Tous les pouvoirs temporels et spirituels du dalaï-lama ont été transférés au taschi-lama. Celui-ci sera dorénavant représenté à Lhassa par quatre conseillers qui, dans des conditions déterminées, partageront le pouvoir politique avec Famban chinois. A la tête du gouvernement du Grand-Thibet le « Souverain maître spirituel » remplace « le Joyau de majesté et de gloire. » Le divin Amithaba ne voit plus dans son disciple, Avalokitçavara, un usurpateur au temporel.

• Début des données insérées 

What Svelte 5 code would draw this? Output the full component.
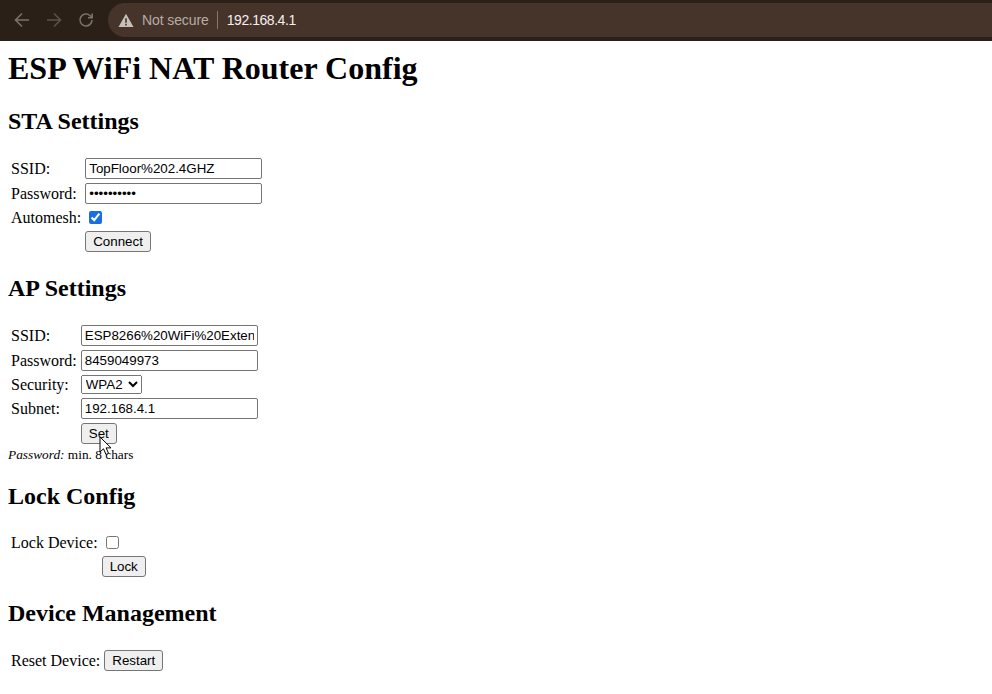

L’histoire a de ces retours ; le Panchen-Rimpoché a accepté sans doute avec sérénité ce jeu de la fortune ; l’Angleterre l’a accueilli avec non moins de plaisir, et l’on comprend maintenant pourquoi elle n’a pas grand besoin d’un résident à Lhassa, l’éminent personnage dont elle a cultivé depuis un siècle l’amitié et qui lui a donné sans cesse des marques effectives de bon vouloir, étant devenu, lui-même, le chef du Grand-Thibet.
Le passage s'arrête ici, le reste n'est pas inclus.